=== Data extract ===
■ ■ ■ ■

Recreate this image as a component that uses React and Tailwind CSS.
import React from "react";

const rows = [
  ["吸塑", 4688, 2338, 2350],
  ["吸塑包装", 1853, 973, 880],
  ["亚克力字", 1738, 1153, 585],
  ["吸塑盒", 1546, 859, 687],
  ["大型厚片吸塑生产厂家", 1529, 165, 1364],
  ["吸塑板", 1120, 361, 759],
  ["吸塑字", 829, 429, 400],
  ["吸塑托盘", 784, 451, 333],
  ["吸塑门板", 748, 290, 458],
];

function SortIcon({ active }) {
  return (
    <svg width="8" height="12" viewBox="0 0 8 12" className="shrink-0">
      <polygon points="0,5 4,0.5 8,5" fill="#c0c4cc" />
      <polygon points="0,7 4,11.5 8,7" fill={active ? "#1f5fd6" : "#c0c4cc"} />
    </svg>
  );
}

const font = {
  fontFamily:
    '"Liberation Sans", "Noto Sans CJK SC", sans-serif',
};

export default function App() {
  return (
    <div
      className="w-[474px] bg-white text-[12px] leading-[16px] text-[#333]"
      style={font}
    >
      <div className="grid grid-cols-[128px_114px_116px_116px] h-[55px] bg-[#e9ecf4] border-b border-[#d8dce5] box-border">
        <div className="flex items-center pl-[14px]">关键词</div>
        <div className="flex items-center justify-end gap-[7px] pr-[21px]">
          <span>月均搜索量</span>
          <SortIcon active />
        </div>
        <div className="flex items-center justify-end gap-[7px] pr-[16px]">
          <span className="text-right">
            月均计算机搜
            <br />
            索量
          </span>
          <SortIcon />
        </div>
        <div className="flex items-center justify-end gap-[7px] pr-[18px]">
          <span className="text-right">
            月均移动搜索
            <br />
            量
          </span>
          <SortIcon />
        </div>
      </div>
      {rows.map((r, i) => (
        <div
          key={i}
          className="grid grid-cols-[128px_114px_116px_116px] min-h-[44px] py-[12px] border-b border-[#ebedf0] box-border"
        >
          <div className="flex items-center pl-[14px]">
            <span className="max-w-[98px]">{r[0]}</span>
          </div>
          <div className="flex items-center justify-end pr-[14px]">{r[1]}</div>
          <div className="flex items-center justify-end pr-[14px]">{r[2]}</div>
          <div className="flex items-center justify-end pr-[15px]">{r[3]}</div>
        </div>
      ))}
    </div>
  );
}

■ ■ ■ ■

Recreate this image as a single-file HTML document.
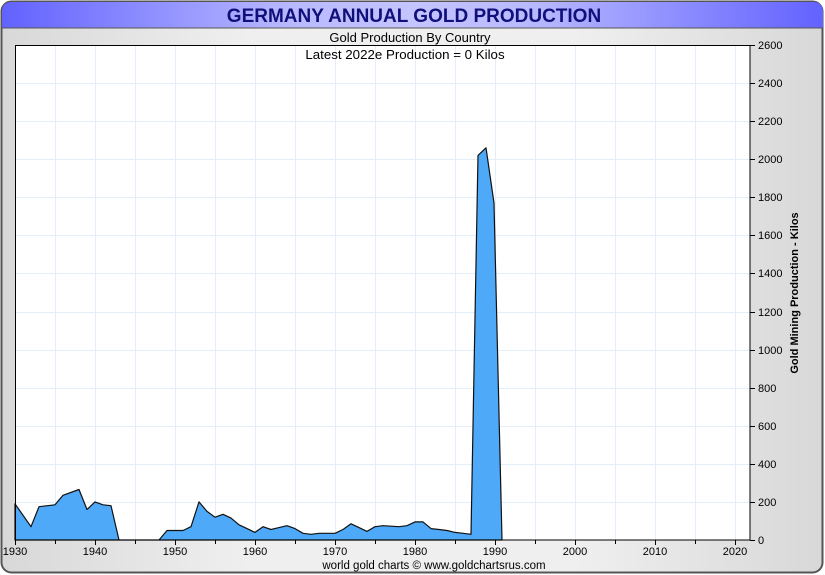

■ ■ ■ ■

=== Your objective ===
Transcribe the records above exactly, beginning at the line that contains "Recreate this image as a component" and ending with the line that contains "import React from", both included, and nothing else.

=== Result for this task ===
Recreate this image as a component that uses React and Tailwind CSS.
import React from "react";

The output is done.